• **Information shown**
========

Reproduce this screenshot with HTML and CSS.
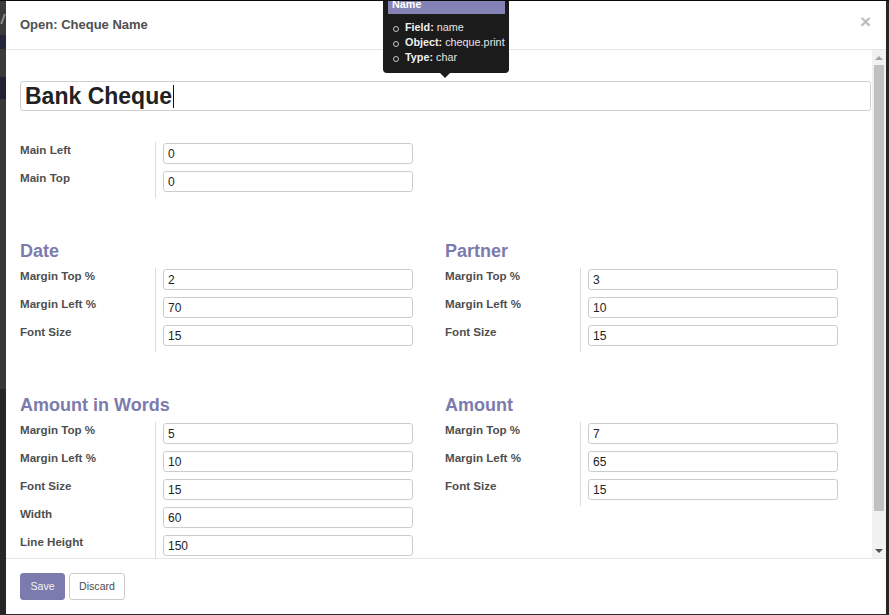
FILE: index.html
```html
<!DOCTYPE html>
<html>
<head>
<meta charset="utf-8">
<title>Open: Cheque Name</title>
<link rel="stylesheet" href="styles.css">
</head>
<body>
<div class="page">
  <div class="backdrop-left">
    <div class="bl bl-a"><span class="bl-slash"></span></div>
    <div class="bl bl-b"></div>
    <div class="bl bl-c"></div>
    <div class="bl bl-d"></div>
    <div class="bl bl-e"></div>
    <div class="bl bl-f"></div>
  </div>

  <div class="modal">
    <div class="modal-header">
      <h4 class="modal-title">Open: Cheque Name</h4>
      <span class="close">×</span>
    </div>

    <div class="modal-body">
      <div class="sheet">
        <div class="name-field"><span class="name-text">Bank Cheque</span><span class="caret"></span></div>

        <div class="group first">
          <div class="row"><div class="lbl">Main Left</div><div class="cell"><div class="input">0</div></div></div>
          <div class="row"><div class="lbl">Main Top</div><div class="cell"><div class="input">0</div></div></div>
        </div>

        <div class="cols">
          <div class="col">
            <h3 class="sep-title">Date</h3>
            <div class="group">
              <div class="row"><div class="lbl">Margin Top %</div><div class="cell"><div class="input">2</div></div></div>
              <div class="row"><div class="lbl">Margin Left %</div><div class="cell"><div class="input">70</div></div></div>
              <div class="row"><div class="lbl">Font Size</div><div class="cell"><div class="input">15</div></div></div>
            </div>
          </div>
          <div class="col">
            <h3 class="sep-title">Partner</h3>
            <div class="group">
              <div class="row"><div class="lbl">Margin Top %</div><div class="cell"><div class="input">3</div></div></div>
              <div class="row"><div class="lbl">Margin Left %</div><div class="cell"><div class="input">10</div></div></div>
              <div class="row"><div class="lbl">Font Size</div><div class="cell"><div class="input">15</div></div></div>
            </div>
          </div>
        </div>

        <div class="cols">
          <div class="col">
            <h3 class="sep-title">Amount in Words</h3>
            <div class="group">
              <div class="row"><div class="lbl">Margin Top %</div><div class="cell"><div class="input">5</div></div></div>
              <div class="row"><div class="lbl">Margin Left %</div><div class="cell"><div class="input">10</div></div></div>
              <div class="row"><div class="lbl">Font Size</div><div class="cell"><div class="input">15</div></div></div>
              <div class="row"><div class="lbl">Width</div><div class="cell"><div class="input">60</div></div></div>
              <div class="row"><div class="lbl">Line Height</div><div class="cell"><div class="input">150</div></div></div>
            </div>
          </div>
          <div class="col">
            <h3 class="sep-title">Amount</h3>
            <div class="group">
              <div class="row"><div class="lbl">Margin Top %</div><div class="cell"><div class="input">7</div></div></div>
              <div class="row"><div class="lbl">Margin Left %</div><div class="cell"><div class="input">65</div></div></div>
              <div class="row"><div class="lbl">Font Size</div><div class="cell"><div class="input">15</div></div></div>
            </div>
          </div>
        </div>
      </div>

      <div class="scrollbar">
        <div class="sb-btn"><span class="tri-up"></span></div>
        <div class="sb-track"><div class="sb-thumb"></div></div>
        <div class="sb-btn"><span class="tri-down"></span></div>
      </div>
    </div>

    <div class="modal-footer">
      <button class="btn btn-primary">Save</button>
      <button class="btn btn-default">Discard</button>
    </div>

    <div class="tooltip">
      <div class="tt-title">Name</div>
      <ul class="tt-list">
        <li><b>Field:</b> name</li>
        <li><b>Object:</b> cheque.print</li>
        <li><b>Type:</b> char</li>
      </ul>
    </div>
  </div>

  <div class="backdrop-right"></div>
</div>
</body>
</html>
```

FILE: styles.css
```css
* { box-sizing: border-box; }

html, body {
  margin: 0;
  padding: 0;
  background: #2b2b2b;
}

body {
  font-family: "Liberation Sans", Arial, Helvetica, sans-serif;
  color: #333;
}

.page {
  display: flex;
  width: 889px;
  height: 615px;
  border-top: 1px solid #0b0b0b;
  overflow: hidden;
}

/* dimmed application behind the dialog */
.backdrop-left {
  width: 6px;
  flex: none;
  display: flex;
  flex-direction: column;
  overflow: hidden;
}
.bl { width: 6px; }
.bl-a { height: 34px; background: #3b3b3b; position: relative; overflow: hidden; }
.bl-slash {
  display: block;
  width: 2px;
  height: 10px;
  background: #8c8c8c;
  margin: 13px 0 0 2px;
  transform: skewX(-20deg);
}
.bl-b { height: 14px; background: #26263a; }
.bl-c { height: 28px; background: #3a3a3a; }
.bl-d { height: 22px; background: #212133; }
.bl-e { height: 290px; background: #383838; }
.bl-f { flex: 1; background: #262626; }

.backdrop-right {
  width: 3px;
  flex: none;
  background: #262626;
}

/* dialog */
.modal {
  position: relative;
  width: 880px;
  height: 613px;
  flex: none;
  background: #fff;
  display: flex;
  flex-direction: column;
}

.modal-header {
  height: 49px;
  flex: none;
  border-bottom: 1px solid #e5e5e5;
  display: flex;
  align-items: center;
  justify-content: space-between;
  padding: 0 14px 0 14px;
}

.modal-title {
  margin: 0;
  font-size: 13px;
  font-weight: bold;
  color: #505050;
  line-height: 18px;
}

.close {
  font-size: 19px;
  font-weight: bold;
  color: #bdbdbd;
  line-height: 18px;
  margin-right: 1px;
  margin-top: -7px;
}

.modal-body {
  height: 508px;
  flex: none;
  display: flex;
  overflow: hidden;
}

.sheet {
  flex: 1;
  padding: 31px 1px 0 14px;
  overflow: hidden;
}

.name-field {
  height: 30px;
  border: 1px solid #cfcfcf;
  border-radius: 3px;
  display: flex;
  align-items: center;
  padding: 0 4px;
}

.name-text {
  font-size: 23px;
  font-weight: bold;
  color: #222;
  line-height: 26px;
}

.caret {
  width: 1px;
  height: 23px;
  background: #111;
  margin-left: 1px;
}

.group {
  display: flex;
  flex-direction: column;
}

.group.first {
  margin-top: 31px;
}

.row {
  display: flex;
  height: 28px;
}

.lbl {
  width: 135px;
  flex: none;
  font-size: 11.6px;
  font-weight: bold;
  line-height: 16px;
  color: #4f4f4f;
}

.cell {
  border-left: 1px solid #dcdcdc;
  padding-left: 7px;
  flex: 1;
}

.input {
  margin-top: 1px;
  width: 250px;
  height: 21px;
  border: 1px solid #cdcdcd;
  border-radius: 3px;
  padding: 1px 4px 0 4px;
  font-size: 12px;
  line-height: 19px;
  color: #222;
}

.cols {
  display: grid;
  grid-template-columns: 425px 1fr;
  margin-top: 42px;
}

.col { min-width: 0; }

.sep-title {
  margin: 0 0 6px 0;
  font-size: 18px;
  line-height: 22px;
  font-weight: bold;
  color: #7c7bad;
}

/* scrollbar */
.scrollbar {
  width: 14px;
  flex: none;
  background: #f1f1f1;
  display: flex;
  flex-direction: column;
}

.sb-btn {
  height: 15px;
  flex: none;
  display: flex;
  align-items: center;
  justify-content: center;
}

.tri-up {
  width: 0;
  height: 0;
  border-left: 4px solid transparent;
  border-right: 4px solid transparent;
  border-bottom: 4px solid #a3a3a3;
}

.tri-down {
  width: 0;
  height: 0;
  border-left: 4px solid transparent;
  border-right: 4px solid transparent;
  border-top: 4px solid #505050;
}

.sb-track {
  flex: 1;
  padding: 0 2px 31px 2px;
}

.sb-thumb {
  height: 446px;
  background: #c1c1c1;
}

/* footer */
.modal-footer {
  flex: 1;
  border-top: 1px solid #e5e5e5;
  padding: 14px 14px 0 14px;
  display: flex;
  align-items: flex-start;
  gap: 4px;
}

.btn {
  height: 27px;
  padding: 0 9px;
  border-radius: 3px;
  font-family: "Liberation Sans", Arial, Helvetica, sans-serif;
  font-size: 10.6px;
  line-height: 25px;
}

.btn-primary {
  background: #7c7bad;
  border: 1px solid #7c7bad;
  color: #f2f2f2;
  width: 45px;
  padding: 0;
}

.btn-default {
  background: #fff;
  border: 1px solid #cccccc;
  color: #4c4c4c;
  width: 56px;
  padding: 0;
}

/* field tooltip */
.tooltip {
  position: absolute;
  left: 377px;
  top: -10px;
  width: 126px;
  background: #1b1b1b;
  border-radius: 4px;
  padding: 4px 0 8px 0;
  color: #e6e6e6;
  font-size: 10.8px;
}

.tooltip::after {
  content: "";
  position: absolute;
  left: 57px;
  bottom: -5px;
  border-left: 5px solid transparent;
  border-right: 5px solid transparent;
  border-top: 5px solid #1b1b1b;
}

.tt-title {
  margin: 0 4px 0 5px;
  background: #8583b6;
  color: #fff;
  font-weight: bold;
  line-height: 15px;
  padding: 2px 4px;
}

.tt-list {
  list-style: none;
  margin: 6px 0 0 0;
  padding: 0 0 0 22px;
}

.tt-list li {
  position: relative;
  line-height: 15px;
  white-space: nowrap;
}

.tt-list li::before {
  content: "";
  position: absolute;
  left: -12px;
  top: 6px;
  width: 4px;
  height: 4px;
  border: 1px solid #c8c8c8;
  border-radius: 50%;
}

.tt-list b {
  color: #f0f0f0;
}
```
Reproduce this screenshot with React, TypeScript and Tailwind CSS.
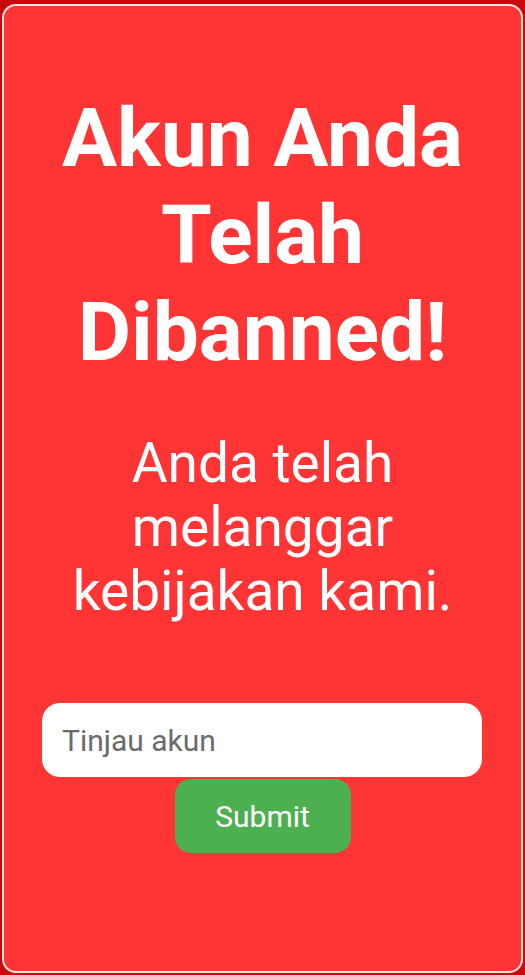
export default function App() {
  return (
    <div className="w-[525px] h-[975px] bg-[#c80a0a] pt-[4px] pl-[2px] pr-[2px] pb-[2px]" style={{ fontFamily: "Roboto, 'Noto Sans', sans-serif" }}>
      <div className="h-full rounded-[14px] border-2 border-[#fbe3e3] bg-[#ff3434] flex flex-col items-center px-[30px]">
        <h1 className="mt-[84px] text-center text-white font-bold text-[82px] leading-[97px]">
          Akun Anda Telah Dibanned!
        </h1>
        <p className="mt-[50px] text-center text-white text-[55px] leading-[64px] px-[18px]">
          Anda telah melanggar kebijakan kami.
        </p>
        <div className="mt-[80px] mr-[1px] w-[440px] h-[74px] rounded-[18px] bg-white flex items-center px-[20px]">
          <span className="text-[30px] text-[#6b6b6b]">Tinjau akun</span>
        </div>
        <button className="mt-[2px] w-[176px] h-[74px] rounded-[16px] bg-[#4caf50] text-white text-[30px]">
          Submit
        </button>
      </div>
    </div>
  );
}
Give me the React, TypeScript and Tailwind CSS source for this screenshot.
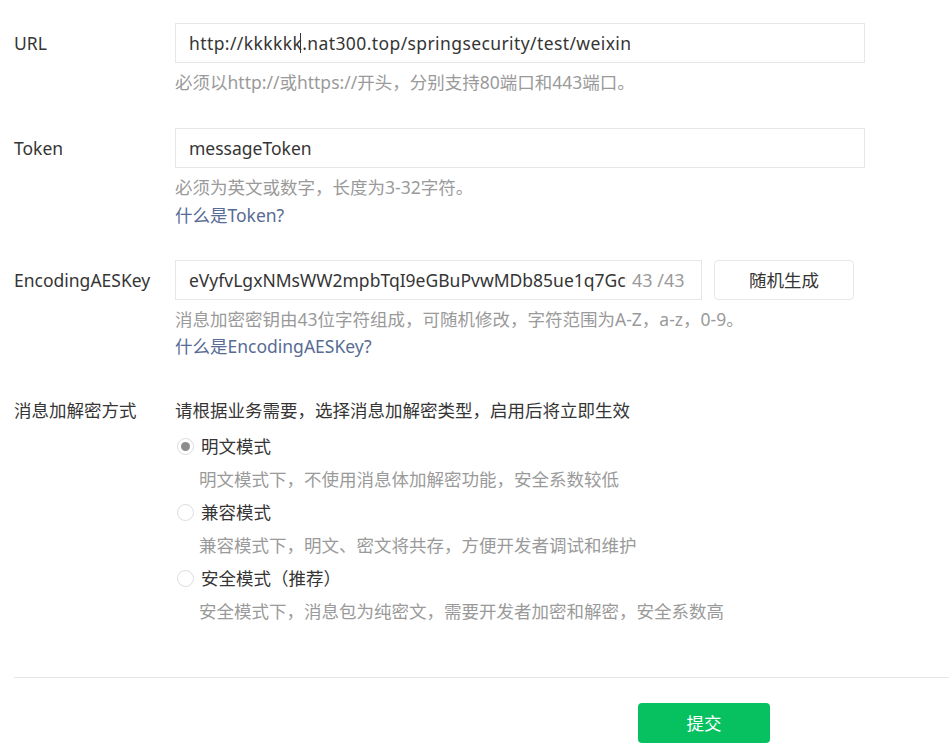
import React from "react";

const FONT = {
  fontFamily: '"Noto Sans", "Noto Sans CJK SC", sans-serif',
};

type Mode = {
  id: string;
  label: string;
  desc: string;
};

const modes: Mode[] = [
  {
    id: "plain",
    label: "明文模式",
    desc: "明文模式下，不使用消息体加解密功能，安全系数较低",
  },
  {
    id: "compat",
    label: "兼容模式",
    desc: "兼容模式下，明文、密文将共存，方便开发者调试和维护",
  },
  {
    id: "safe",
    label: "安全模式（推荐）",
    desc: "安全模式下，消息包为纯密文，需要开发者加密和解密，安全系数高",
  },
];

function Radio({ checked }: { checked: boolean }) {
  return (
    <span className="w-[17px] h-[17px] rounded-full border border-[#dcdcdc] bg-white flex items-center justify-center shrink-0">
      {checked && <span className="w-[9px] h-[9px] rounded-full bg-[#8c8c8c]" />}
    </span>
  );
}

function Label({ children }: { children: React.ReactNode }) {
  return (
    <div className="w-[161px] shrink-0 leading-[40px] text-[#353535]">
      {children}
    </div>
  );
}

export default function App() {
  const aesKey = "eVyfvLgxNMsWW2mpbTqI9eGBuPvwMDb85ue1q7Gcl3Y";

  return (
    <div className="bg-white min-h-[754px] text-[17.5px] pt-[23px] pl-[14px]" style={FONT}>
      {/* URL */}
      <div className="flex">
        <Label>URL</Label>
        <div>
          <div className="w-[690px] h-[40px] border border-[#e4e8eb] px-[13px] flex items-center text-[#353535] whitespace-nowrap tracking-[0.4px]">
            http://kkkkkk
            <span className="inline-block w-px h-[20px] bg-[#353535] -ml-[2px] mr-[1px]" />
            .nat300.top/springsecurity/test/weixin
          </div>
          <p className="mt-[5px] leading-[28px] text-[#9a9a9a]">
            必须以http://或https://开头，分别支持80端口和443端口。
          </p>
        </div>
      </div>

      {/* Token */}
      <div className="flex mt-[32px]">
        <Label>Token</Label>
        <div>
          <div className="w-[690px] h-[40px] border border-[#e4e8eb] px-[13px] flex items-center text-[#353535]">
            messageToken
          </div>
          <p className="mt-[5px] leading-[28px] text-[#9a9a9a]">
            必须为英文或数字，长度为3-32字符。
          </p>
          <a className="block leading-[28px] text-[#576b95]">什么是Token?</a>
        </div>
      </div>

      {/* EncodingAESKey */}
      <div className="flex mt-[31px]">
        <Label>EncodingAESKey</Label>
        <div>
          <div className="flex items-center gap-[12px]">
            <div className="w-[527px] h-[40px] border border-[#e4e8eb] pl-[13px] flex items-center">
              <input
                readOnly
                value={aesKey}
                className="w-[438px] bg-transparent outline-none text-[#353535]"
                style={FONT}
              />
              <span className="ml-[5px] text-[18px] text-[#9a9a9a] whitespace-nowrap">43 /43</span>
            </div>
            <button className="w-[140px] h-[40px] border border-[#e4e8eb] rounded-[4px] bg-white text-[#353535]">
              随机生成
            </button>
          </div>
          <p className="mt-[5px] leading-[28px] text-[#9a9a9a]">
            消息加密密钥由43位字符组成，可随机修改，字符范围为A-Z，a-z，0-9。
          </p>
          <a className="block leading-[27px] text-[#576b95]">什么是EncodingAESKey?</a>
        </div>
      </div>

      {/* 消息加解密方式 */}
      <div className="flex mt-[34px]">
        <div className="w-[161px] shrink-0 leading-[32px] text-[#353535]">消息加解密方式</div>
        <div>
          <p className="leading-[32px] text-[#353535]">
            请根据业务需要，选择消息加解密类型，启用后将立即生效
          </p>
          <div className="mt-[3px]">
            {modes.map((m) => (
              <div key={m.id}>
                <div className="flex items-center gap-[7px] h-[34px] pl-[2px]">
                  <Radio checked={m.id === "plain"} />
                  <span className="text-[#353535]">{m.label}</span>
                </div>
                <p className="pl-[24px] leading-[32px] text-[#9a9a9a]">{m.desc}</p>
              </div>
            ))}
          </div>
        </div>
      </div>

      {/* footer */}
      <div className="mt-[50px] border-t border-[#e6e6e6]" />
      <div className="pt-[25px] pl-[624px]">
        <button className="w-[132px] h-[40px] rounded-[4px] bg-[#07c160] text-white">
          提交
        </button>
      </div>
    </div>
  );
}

========

• **Exercise objective**
Check each line of the records for the word "screenshot", and show the lines that contain it.

• **Completed task**
Reproduce this screenshot with HTML and CSS.
Reproduce this screenshot with React, TypeScript and Tailwind CSS.
Give me the React, TypeScript and Tailwind CSS source for this screenshot.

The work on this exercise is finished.